▶ STATED GOAL: Every line of the listing must be reproduced as it stands. Leave the images behind.

▶ DATA:
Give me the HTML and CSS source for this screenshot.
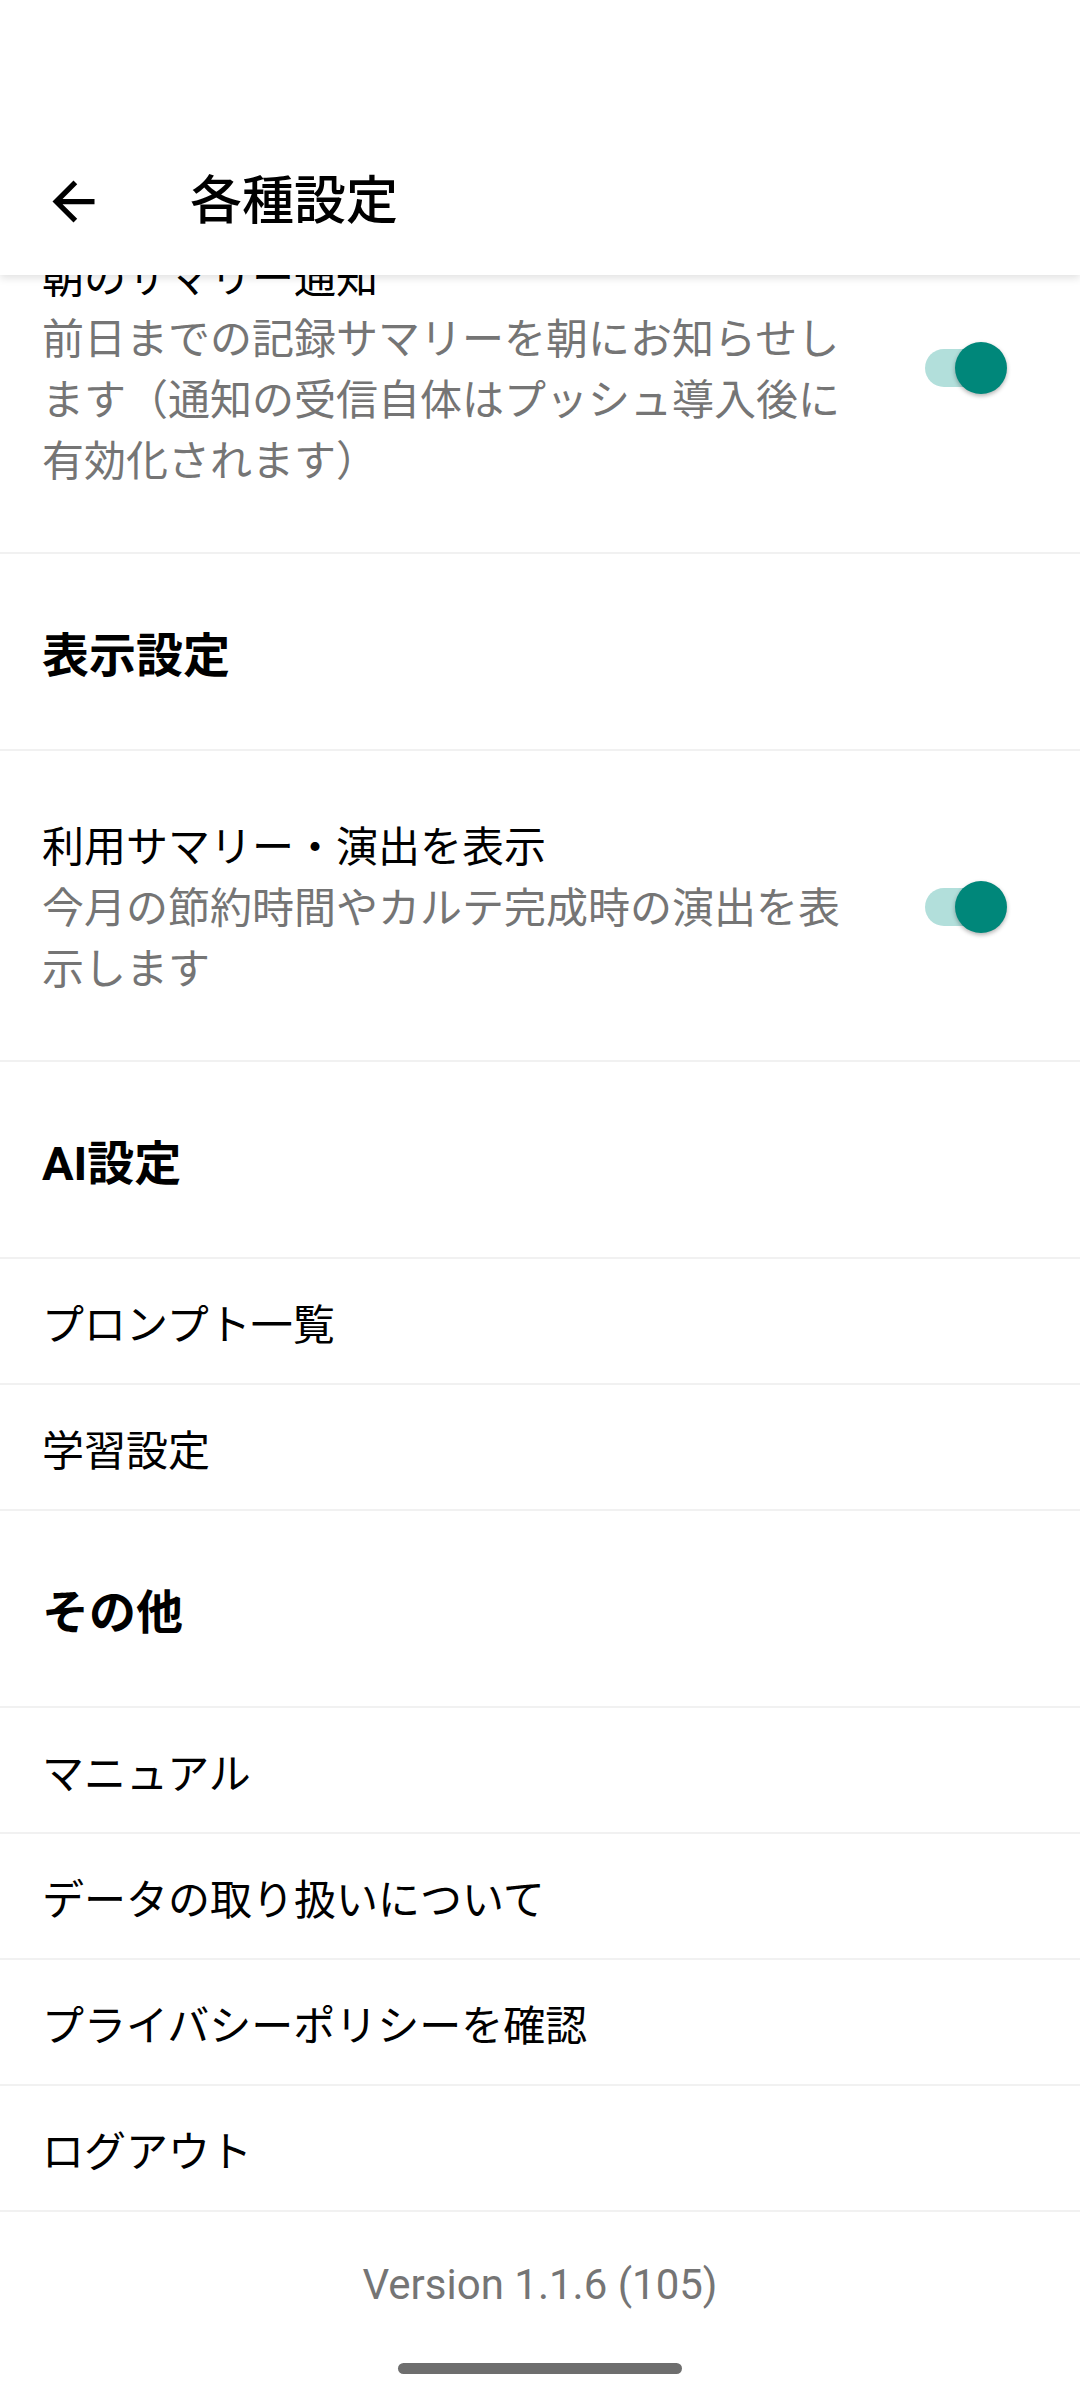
FILE: index.html
```html
<!DOCTYPE html>
<html lang="ja">
<head>
<meta charset="utf-8">
<title>各種設定</title>
<link rel="stylesheet" href="styles.css">
</head>
<body>
<div class="screen">
  <div class="status-bar"></div>
  <header class="app-bar">
    <span class="back" aria-label="戻る">
      <svg viewBox="0 0 24 24" width="63" height="63"><path d="M20 11H7.83l5.59-5.59L12 4l-8 8 8 8 1.41-1.41L7.83 13H20v-2z" fill="#000"/></svg>
    </span>
    <h1 class="title">各種設定</h1>
  </header>
  <main class="list">
    <div class="row toggle-row">
      <div class="texts">
        <div class="row-title">朝のサマリー通知</div>
        <div class="row-sub">前日までの記録サマリーを朝にお知らせします（通知の受信自体はプッシュ導入後に有効化されます）</div>
      </div>
      <span class="switch"><span class="track"></span><span class="thumb"></span></span>
    </div>
    <div class="section">表示設定</div>
    <div class="row toggle-row">
      <div class="texts">
        <div class="row-title">利用サマリー・演出を表示</div>
        <div class="row-sub">今月の節約時間やカルテ完成時の演出を表示します</div>
      </div>
      <span class="switch"><span class="track"></span><span class="thumb"></span></span>
    </div>
    <div class="section">AI設定</div>
    <div class="row item">プロンプト一覧</div>
    <div class="row item">学習設定</div>
    <div class="section">その他</div>
    <div class="row item">マニュアル</div>
    <div class="row item">データの取り扱いについて</div>
    <div class="row item">プライバシーポリシーを確認</div>
    <div class="row item">ログアウト</div>
    <div class="version">Version 1.1.6 (105)</div>
  </main>
  <div class="gesture"><span class="handle"></span></div>
</div>
</body>
</html>
```
FILE: styles.css
```css
html, body {
  margin: 0;
  padding: 0;
  background: #ffffff;
}
body {
  font-family: Roboto, "Noto Sans CJK JP", sans-serif;
  color: #000000;
  width: 1080px;
  height: 2400px;
  overflow: hidden;
}
.screen {
  width: 1080px;
  height: 2400px;
  overflow: hidden;
  display: flex;
  flex-direction: column;
}
.status-bar {
  height: 128px;
  background: #ffffff;
  position: relative;
  z-index: 3;
}
.app-bar {
  height: 147px;
  display: flex;
  align-items: center;
  background: #ffffff;
  position: relative;
  z-index: 2;
  box-shadow: 0 3px 8px rgba(0, 0, 0, 0.12);
}
.back {
  width: 63px;
  height: 63px;
  margin-left: 42px;
  display: flex;
}
.title {
  margin: 0 0 0 85px;
  font-size: 52px;
  font-weight: 500;
  line-height: 80px;
  color: #000000;
}
.list {
  margin-top: -93px;
  display: flex;
  flex-direction: column;
}
.row {
  border-bottom: 2px solid #f1f1f1;
  padding: 0 42px;
}
.toggle-row {
  display: flex;
  align-items: center;
  padding: 66px 73px 60px 42px;
}
.texts {
  flex: 1;
  min-width: 0;
  margin-right: 76px;
}
.row-title {
  font-size: 42px;
  line-height: 61px;
  color: #000000;
}
.row-sub {
  font-size: 42px;
  line-height: 61px;
  color: #757575;
}
.switch {
  position: relative;
  width: 82px;
  height: 52px;
  flex: none;
  margin-top: -4px;
}
.track {
  position: absolute;
  left: 0;
  top: 7px;
  width: 72px;
  height: 38px;
  border-radius: 19px;
  background: #b2dfdb;
}
.thumb {
  position: absolute;
  right: 0;
  top: 0;
  width: 52px;
  height: 52px;
  border-radius: 50%;
  background: #00877a;
  box-shadow: 0 2px 4px rgba(0, 0, 0, 0.3);
}
.section {
  height: 195px;
  display: flex;
  align-items: center;
  padding: 0 42px;
  font-size: 47px;
  font-weight: 700;
  border-bottom: 2px solid #f1f1f1;
}
.item {
  height: 124px;
  display: flex;
  align-items: center;
  font-size: 42px;
}
.version {
  padding-top: 42px;
  text-align: center;
  font-size: 42px;
  line-height: 61px;
  color: #757575;
}
.gesture {
  display: flex;
  justify-content: center;
  padding-top: 48px;
}
.handle {
  width: 284px;
  height: 11px;
  border-radius: 6px;
  background: #6e6e6e;
}
```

▶ EXERCISE OUTPUT:
Give me the HTML and CSS source for this screenshot.
FILE: index.html
```html
<!DOCTYPE html>
<html lang="ja">
<head>
<meta charset="utf-8">
<title>各種設定</title>
<link rel="stylesheet" href="styles.css">
</head>
<body>
<div class="screen">
  <div class="status-bar"></div>
  <header class="app-bar">
    <span class="back" aria-label="戻る">
      <svg viewBox="0 0 24 24" width="63" height="63"><path d="M20 11H7.83l5.59-5.59L12 4l-8 8 8 8 1.41-1.41L7.83 13H20v-2z" fill="#000"/></svg>
    </span>
    <h1 class="title">各種設定</h1>
  </header>
  <main class="list">
    <div class="row toggle-row">
      <div class="texts">
        <div class="row-title">朝のサマリー通知</div>
        <div class="row-sub">前日までの記録サマリーを朝にお知らせします（通知の受信自体はプッシュ導入後に有効化されます）</div>
      </div>
      <span class="switch"><span class="track"></span><span class="thumb"></span></span>
    </div>
    <div class="section">表示設定</div>
    <div class="row toggle-row">
      <div class="texts">
        <div class="row-title">利用サマリー・演出を表示</div>
        <div class="row-sub">今月の節約時間やカルテ完成時の演出を表示します</div>
      </div>
      <span class="switch"><span class="track"></span><span class="thumb"></span></span>
    </div>
    <div class="section">AI設定</div>
    <div class="row item">プロンプト一覧</div>
    <div class="row item">学習設定</div>
    <div class="section">その他</div>
    <div class="row item">マニュアル</div>
    <div class="row item">データの取り扱いについて</div>
    <div class="row item">プライバシーポリシーを確認</div>
    <div class="row item">ログアウト</div>
    <div class="version">Version 1.1.6 (105)</div>
  </main>
  <div class="gesture"><span class="handle"></span></div>
</div>
</body>
</html>
```
FILE: styles.css
```css
html, body {
  margin: 0;
  padding: 0;
  background: #ffffff;
}
body {
  font-family: Roboto, "Noto Sans CJK JP", sans-serif;
  color: #000000;
  width: 1080px;
  height: 2400px;
  overflow: hidden;
}
.screen {
  width: 1080px;
  height: 2400px;
  overflow: hidden;
  display: flex;
  flex-direction: column;
}
.status-bar {
  height: 128px;
  background: #ffffff;
  position: relative;
  z-index: 3;
}
.app-bar {
  height: 147px;
  display: flex;
  align-items: center;
  background: #ffffff;
  position: relative;
  z-index: 2;
  box-shadow: 0 3px 8px rgba(0, 0, 0, 0.12);
}
.back {
  width: 63px;
  height: 63px;
  margin-left: 42px;
  display: flex;
}
.title {
  margin: 0 0 0 85px;
  font-size: 52px;
  font-weight: 500;
  line-height: 80px;
  color: #000000;
}
.list {
  margin-top: -93px;
  display: flex;
  flex-direction: column;
}
.row {
  border-bottom: 2px solid #f1f1f1;
  padding: 0 42px;
}
.toggle-row {
  display: flex;
  align-items: center;
  padding: 66px 73px 60px 42px;
}
.texts {
  flex: 1;
  min-width: 0;
  margin-right: 76px;
}
.row-title {
  font-size: 42px;
  line-height: 61px;
  color: #000000;
}
.row-sub {
  font-size: 42px;
  line-height: 61px;
  color: #757575;
}
.switch {
  position: relative;
  width: 82px;
  height: 52px;
  flex: none;
  margin-top: -4px;
}
.track {
  position: absolute;
  left: 0;
  top: 7px;
  width: 72px;
  height: 38px;
  border-radius: 19px;
  background: #b2dfdb;
}
.thumb {
  position: absolute;
  right: 0;
  top: 0;
  width: 52px;
  height: 52px;
  border-radius: 50%;
  background: #00877a;
  box-shadow: 0 2px 4px rgba(0, 0, 0, 0.3);
}
.section {
  height: 195px;
  display: flex;
  align-items: center;
  padding: 0 42px;
  font-size: 47px;
  font-weight: 700;
  border-bottom: 2px solid #f1f1f1;
}
.item {
  height: 124px;
  display: flex;
  align-items: center;
  font-size: 42px;
}
.version {
  padding-top: 42px;
  text-align: center;
  font-size: 42px;
  line-height: 61px;
  color: #757575;
}
.gesture {
  display: flex;
  justify-content: center;
  padding-top: 48px;
}
.handle {
  width: 284px;
  height: 11px;
  border-radius: 6px;
  background: #6e6e6e;
}
```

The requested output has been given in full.